You might want to go to:

http://scsc-online.com/How-To.html

and read the article on drive problems, particularly the sections on system problems and user problems.

If I have external drives connected to my system during boot, it will take almost 30 seconds longer. During boot the system has to parse the drives and the externals are often asleep, so I have to not only wait for them to spin up, then the system needs to read them.

After booted, the system kicks off an mds session to index drives and it's CPU and memory intensive, lasting often several minutes. If a new drive or drive that hasn't been connected before (or in a long time) mds may re-index the entire drive, which will definitely slow you down.

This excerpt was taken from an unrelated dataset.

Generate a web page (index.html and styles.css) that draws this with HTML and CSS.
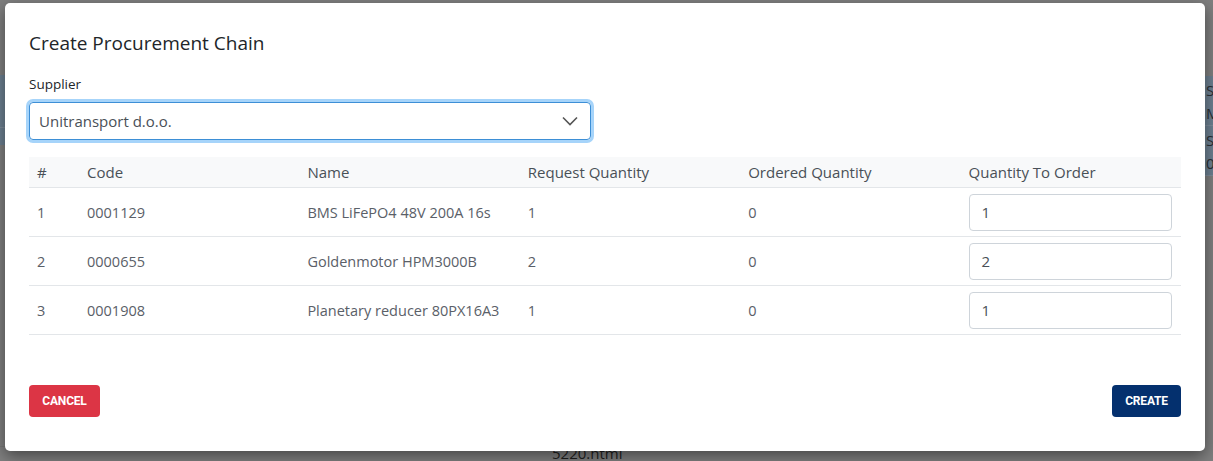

Because of age it may be, as the other poster stated, the hard drive itself, but I'd be inclined to blame El Capitan first. FYI, even with an SSD, if I have externals connected, it still slows the boot time down considerably.
 

MacRobert10

macrumors 6502
Nov 24, 2012
287
46
A lot of systems are slow with El Capitan. Watch the number of apps you have open at start up because it will definitely bottleneck the system. I can also confirm that attached external drives cause slower boots.
 

TheBSDGuy

macrumors 6502
Jan 24, 2012
319
29
Steer clear of the "cleaning" apps. They often do more harm than good, especially MacKeeper.